Only after he moved to Montana.......
Almost up there with Hedy Lamar!
Yep. He taught me to love hearing pedal steel.
Not a Rocket Scientist, well, depending on how you define the term, but Eddie Van Halen exercised unbelievable intelligence in his management of both guitars and amps.
Good one.
I have been in the small studio office in Campbell where the Doobie Brothers’ Gold Records from Baxter’s era hang.
My father was not officially part of the Skunk Works, but his immediate boss was, and worked with Kelly Johnson. For that reason, my father happened to be at the first flight (short hop) of the XF-104 on February 28th, 1954, at Burbank (then a Lockheed strip, as I recall). The official maiden flight was March 4th.

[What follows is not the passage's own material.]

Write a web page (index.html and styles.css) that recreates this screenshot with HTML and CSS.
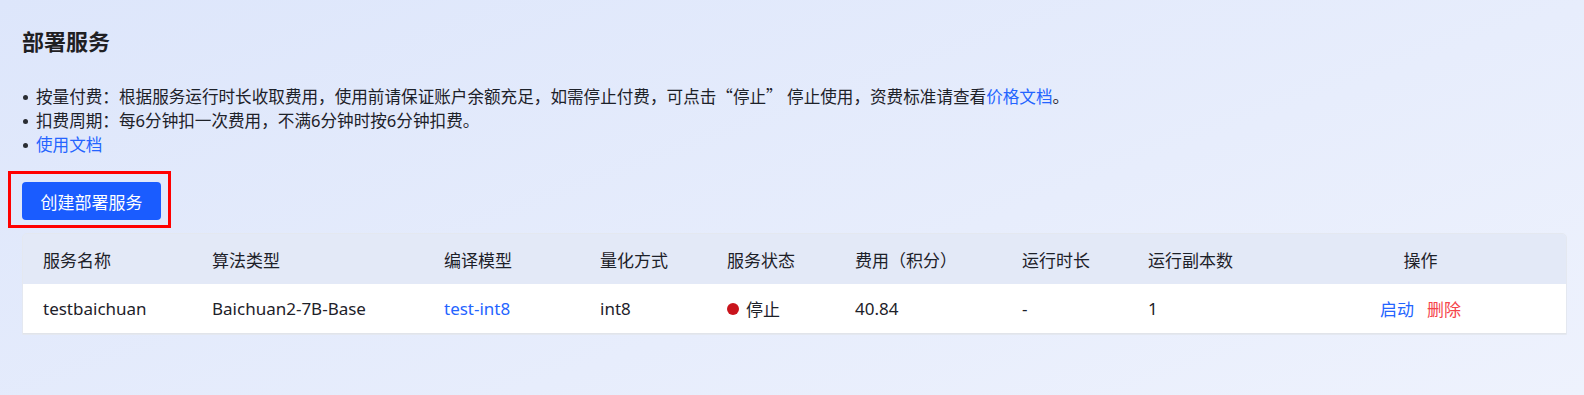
FILE: index.html
```html
<!DOCTYPE html>
<html lang="zh-CN">
<head>
    <meta charset="UTF-8">
    <meta name="viewport" content="width=device-width, initial-scale=1.0">
    <title>部署服务</title>
    <link rel="stylesheet" href="styles.css">
</head>
<body>
    <div class="page">
        <h1 class="page-title">部署服务</h1>

        <ul class="notes">
            <li>按量付费：根据服务运行时长收取费用，使用前请保证账户余额充足，如需停止付费，可点击<span class="cjk">“停止”</span> 停止使用，资费标准请查看<a href="#">价格文档</a>。</li>
            <li>扣费周期：每6分钟扣一次费用，不满6分钟时按6分钟扣费。</li>
            <li><a href="#">使用文档</a></li>
        </ul>

        <div class="highlight">
            <button class="create-btn">创建部署服务</button>
        </div>

        <div class="service-table">
            <div class="row head">
                <div class="cell">服务名称</div>
                <div class="cell">算法类型</div>
                <div class="cell">编译模型</div>
                <div class="cell">量化方式</div>
                <div class="cell">服务状态</div>
                <div class="cell">费用（积分）</div>
                <div class="cell">运行时长</div>
                <div class="cell">运行副本数</div>
                <div class="cell center">操作</div>
            </div>
            <div class="row">
                <div class="cell">testbaichuan</div>
                <div class="cell">Baichuan2-7B-Base</div>
                <div class="cell"><a href="#">test-int8</a></div>
                <div class="cell">int8</div>
                <div class="cell"><span class="status-dot"></span>停止</div>
                <div class="cell">40.84</div>
                <div class="cell">-</div>
                <div class="cell">1</div>
                <div class="cell center actions">
                    <a href="#">启动</a>
                    <a href="#" class="danger">删除</a>
                </div>
            </div>
        </div>
    </div>
</body>
</html>
```

FILE: styles.css
```css
:root {
    --text-color: #1d2129;
    --link-color: #2464ff;
    --danger-color: #f5454b;
}

body {
    margin: 0;
    min-height: 395px;
    font-family: "Noto Sans", "Noto Sans CJK SC", sans-serif;
    color: var(--text-color);
    background: linear-gradient(160deg, #dde6fb 0%, #e7edfc 60%, #eef2fd 100%);
}

a {
    color: var(--link-color);
    text-decoration: none;
}

.cjk {
    font-family: "Noto Sans CJK SC", sans-serif;
}

.page {
    padding: 26px 21px 0 22px;
}

.page-title {
    margin: 0;
    font-size: 22px;
    line-height: 30px;
    font-weight: 700;
    color: #1f2023;
}

.notes {
    list-style: none;
    margin: 28px 0 0;
    padding: 0;
    font-size: 16.6px;
    line-height: 24px;
}

/* 圆点 */
.notes li::before {
    content: "";
    display: inline-block;
    width: 5px;
    height: 5px;
    border-radius: 50%;
    background: #2a2d33;
    margin: 0 8px 0 1px;
    vertical-align: middle;
    position: relative;
    top: -1px;
}

.highlight {
    display: inline-block;
    margin: 14px 0 0 -14px;
    padding: 8px 7px 5px 11px;
    border: 3px solid #ff0000;
}

.create-btn {
    display: block;
    width: 139px;
    height: 38px;
    border: none;
    border-radius: 4px;
    background: #1a5cff;
    color: #fff;
    font-family: inherit;
    font-size: 17px;
    cursor: pointer;
}

.service-table {
    margin-top: 5px;
    width: 1543px;
    border: 1px solid #e4e8f0;
    border-radius: 5px 5px 0 0;
    overflow: hidden;
    font-size: 17px;
}

.row {
    display: grid;
    grid-template-columns: 169px 232px 156px 127px 128px 167px 126px 147px 1fr;
    align-items: center;
    height: 49px;
    background: #fff;
    border-bottom: 1px solid #e1e4ea;
}

.row.head {
    height: 50px;
    background: #e3e9f7;
    border-bottom: none;
}

.cell {
    padding-left: 20px;
    white-space: nowrap;
    display: flex;
    align-items: center;
}

.cell.center {
    justify-content: center;
    padding-left: 0;
}

.status-dot {
    width: 12px;
    height: 12px;
    border-radius: 50%;
    background: #c9141c;
    margin-right: 7px;
}

.actions {
    gap: 13px;
}

.actions .danger {
    color: var(--danger-color);
}
```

This is one tbe few stories he ever told me, since he mostly did classified work:
He and another junior engineer were there testing a related scale model craft testing the T-Tail because of stability problems. The 104 prototype was running up the J-65 nearby. An “air jockey” (my father’s term) sidled up alongside, stared at the new jet, turned to my dad, and asked, “Where’s the rest of the wing?” My father said, “I’m sorry, that’s all there is”; whereupon tbe 104 took off on its first short flight.
My father had his own 15 Minutes later - Today Show, front page - for a solo project, not connected to the Skunk Works.